▸ **Front-end source files**
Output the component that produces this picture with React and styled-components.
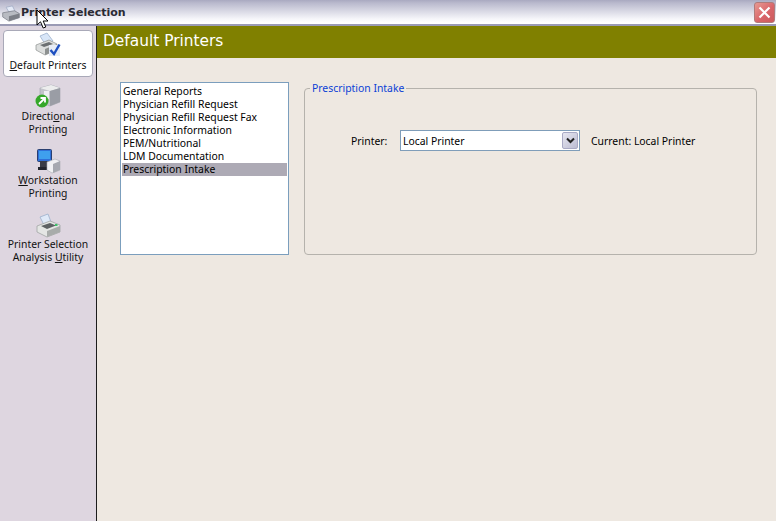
import React from "react";
import styled, { createGlobalStyle } from "styled-components";

const GlobalStyle = createGlobalStyle`
  html, body { margin: 0; padding: 0; height: 100%; overflow: hidden; }
  body { font-family: "Noto Sans", "Open Sans", sans-serif; font-size: 10.4px; color: #000; }
  #root { height: 100%; }
`;

const Window = styled.div`
  position: relative;
  width: 776px;
  height: 521px;
  display: flex;
  flex-direction: column;
  background: #eee8e1;
  overflow: hidden;
`;

const TitleBar = styled.div`
  height: 26px;
  box-sizing: border-box;
  flex: none;
  display: flex;
  align-items: center;
  padding: 0 1px 0 2px;
  gap: 1px;
  background: linear-gradient(#a9a9c0 0, #b9b9cd 3px, #d8d8e4 11px, #f6f6fa 19px, #ffffff 23px, #ffffff 24px, #9a9ab4 24px);
`;

const Title = styled.div`
  flex: 1;
  font-family: "DejaVu Sans", sans-serif;
  font-size: 11px;
  font-weight: bold;
  color: #2a2a34;
  padding-bottom: 1px;
`;

const CloseButton = styled.div`
  width: 21px;
  height: 21px;
  margin-bottom: 2px;
  box-sizing: border-box;
  border: 1px solid #b07a7a;
  border-radius: 3px;
  background: linear-gradient(135deg, #e89a92, #d9656a 55%, #cc5a5c);
  display: flex;
  align-items: center;
  justify-content: center;
`;

const Body = styled.div`
  flex: 1;
  display: flex;
  min-height: 0;
`;

const Sidebar = styled.nav`
  width: 97px;
  flex: none;
  box-sizing: border-box;
  border-right: 1px solid #1c1c1c;
  background: #ded6e0;
  padding: 4px 3px 0 3px;
  display: flex;
  flex-direction: column;
  gap: 4px;
`;

const NavItem = styled.div`
  box-sizing: border-box;
  width: 90px;
  padding: 2px 0 4px;
  border: 1px solid ${(p) => (p.$active ? "#a9a9b8" : "transparent")};
  border-radius: 4px;
  background: ${(p) => (p.$active ? "#fff" : "transparent")};
  display: flex;
  flex-direction: column;
  align-items: center;
  text-align: center;
  line-height: 13px;
  color: #111;
  white-space: nowrap;

  u { text-underline-offset: 1px; }
`;

const IconBox = styled.div`
  width: 26px;
  height: 24px;
  margin-bottom: 2px;
  svg { display: block; overflow: visible; }
`;

const Main = styled.main`
  flex: 1;
  display: flex;
  flex-direction: column;
  min-width: 0;
`;

const Header = styled.header`
  height: 32px;
  flex: none;
  background: #808000;
  color: #fff;
  font-family: "DejaVu Sans", sans-serif;
  font-size: 15.4px;
  line-height: 31px;
  padding-left: 6px;
`;

const Content = styled.div`
  display: flex;
  gap: 15px;
  padding: 24px 19px 0 23px;
  align-items: flex-end;
`;

const ListBox = styled.ul`
  list-style: none;
  margin: 0;
  padding: 2px 1px 0;
  width: 169px;
  height: 173px;
  box-sizing: border-box;
  flex: none;
  background: #fff;
  border: 1px solid #7b9ebd;
`;

const ListRow = styled.li`
  height: 13px;
  line-height: 13px;
  padding-left: 1px;
  white-space: nowrap;
  background: ${(p) => (p.$selected ? "#adaab5" : "transparent")};
`;

const Group = styled.fieldset`
  flex: 1;
  margin: 0;
  height: 173px;
  box-sizing: border-box;
  border: 1px solid #b5b2ac;
  border-radius: 4px;
  padding: 0;
  min-width: 0;
`;

const GroupLegend = styled.legend`
  margin-left: 5px;
  padding: 0 2px;
  color: #0b3fd6;
  line-height: 13px;
`;

const FieldRow = styled.div`
  display: flex;
  align-items: center;
  padding: 35px 0 0 46px;
`;

const FieldLabel = styled.label`
  width: 49px;
  flex: none;
`;

const Select = styled.div`
  width: 180px;
  height: 21px;
  box-sizing: border-box;
  border: 1px solid #7f9db9;
  background: #fff;
  display: flex;
  align-items: center;
  padding: 1px 1px 1px 2px;
`;

const SelectValue = styled.div`
  flex: 1;
`;

const SelectArrow = styled.div`
  width: 16px;
  height: 17px;
  box-sizing: border-box;
  border: 1px solid #a9a9c4;
  border-radius: 2px;
  background: linear-gradient(135deg, #e6e6f0, #bcbcd2);
  display: flex;
  align-items: center;
  justify-content: center;
`;

const CurrentText = styled.div`
  margin-left: 11px;
`;

const Cursor = styled.svg`
  position: absolute;
  left: 36px;
  top: 9px;
`;

const PrinterIcon = () => (
  <svg width="26" height="24" viewBox="0 0 26 24">
    <path d="M5 5 L13 2 L16 10 L9 13 Z" fill="#dfe9f8" stroke="#9cb0cc" strokeWidth="0.8" />
    <path d="M2 14 L15 9 L25 13 L25 20 L12 25 L2 20 Z" fill="#e4e6e4" stroke="#9a9e9c" strokeWidth="0.7" />
    <path d="M6 14 L15 11 L21 13.5 L12 17 Z" fill="#5e6264" />
    <path d="M12 19 L25 14 L25 20 L12 25 Z" fill="#a8acaa" />
    <rect x="20" y="12" width="2.5" height="2" fill="#3fbf6a" />
  </svg>
);

const DefaultIcon = () => (
  <svg width="26" height="24" viewBox="0 0 26 24">
    <path d="M5 3 L12 0 L18 8 L10 11 Z" fill="#d8e6f8" stroke="#9cb0cc" strokeWidth="0.8" />
    <path d="M1 12 L14 7 L22 11 L22 17 L10 22 L1 17 Z" fill="#dcdedd" stroke="#8e9290" strokeWidth="0.7" />
    <path d="M5 12 L14 9 L18 11 L9 14 Z" fill="#6c7072" />
    <path d="M10 16 L22 11 L22 17 L10 22 Z" fill="#8d9190" />
    <rect x="14" y="12" width="11" height="11" fill="#e6ecf6" />
    <path d="M15.5 17 L19 21 L24.5 11.5" fill="none" stroke="#1d4fc0" strokeWidth="2.4" />
  </svg>
);

const DirectionalIcon = () => (
  <svg width="26" height="24" viewBox="0 0 26 24">
    <path d="M5 4 L16 1 L25 4 L25 18 L15 22 L5 18 Z" fill="#c2c4ca" stroke="#a0a3ab" strokeWidth="0.6" />
    <path d="M5 4 L16 1 L25 4 L15 7 Z" fill="#eceded" />
    <path d="M15 7 L25 4 L25 18 L15 22 Z" fill="#9a9da5" />
    <rect x="9" y="7" width="5" height="8" fill="#eeeff2" />
    <circle cx="7" cy="17" r="6.5" fill="#36a82a" />
    <path d="M4 20 L9.5 14.5 M5.5 14 L10 14 L10 18.5" fill="none" stroke="#fff" strokeWidth="1.8" />
  </svg>
);

const WorkstationIcon = () => (
  <svg width="26" height="24" viewBox="0 0 26 24">
    <rect x="2.5" y="1.5" width="14" height="12" rx="1" fill="#2f6fd8" stroke="#2a3f70" />
    <rect x="4" y="3" width="11" height="8" fill="#3fa0ee" />
    <rect x="5" y="13" width="8" height="7" fill="#3a3d46" />
    <rect x="3" y="19" width="11" height="3" fill="#23262e" />
    <path d="M12 14 L20 11 L25 13 L25 22 L17 25 L12 22 Z" fill="#f0f1f3" stroke="#a8abb2" strokeWidth="0.6" />
    <path d="M18 16 L25 13 L25 22 L18 25 Z" fill="#a6a9b0" />
  </svg>
);

const CursorIcon = () => (
  <Cursor width="14" height="21" viewBox="0 0 14 21">
    <path d="M1 1 L1 16 L4.5 12.8 L7.2 19 L9.8 18 L7.2 12 L12 12 Z" fill="#fff" stroke="#000" strokeWidth="1" />
  </Cursor>
);

const navItems = [
  { key: "default", active: true, icon: <DefaultIcon />, label: <><u>D</u>efault Printers</> },
  { key: "directional", icon: <DirectionalIcon />, label: <>Directi<u>o</u>nal<br />Printing</> },
  { key: "workstation", icon: <WorkstationIcon />, label: <><u>W</u>orkstation<br />Printing</> },
  { key: "analysis", icon: <PrinterIcon />, label: <>Printer Selection<br />Analysis <u>U</u>tility</> },
];

const reports = [
  "General Reports",
  "Physician Refill Request",
  "Physician Refill Request Fax",
  "Electronic Information",
  "PEM/Nutritional",
  "LDM Documentation",
  "Prescription Intake",
];

export default function App() {
  return (
    <Window>
      <GlobalStyle />
      <TitleBar>
        <svg width="18" height="17" viewBox="0 0 26 24">
          <path d="M6 3 L15 1 L19 9 L10 10 Z" fill="#e4eaf6" stroke="#9aa6c0" />
          <path d="M1 11 L18 8 L25 12 L25 18 L10 23 L1 17 Z" fill="#b8bbc2" stroke="#777a84" />
          <path d="M10 16 L10 23 L25 18 L25 12 Z" fill="#7c7f87" />
        </svg>
        <Title>Printer Selection</Title>
        <CloseButton>
          <svg width="13" height="13" viewBox="0 0 13 13">
            <path d="M1.5 1.5 L11.5 11.5 M11.5 1.5 L1.5 11.5" stroke="#fff" strokeWidth="2.2" />
          </svg>
        </CloseButton>
      </TitleBar>
      <Body>
        <Sidebar>
          {navItems.map((item) => (
            <NavItem key={item.key} $active={item.active}>
              <IconBox>{item.icon}</IconBox>
              <div>{item.label}</div>
            </NavItem>
          ))}
        </Sidebar>
        <Main>
          <Header>Default Printers</Header>
          <Content>
            <ListBox>
              {reports.map((r) => (
                <ListRow key={r} $selected={r === "Prescription Intake"}>{r}</ListRow>
              ))}
            </ListBox>
            <Group>
              <GroupLegend>Prescription Intake</GroupLegend>
              <FieldRow>
                <FieldLabel>Printer:</FieldLabel>
                <Select>
                  <SelectValue>Local Printer</SelectValue>
                  <SelectArrow>
                    <svg width="9" height="7" viewBox="0 0 9 7">
                      <path d="M1 1.5 L4.5 5 L8 1.5" fill="none" stroke="#222" strokeWidth="2" />
                    </svg>
                  </SelectArrow>
                </Select>
                <CurrentText>Current: Local Printer</CurrentText>
              </FieldRow>
            </Group>
          </Content>
        </Main>
      </Body>
      <CursorIcon />
    </Window>
  );
}
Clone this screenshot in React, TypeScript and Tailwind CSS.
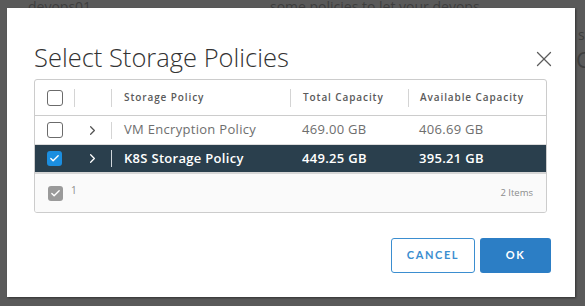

▸ **Set problem**
Show all lines from the data above in which the word "this" appears.

▸ **Exercise output**
Output the component that produces this picture with React and styled-components.
Clone this screenshot in React, TypeScript and Tailwind CSS.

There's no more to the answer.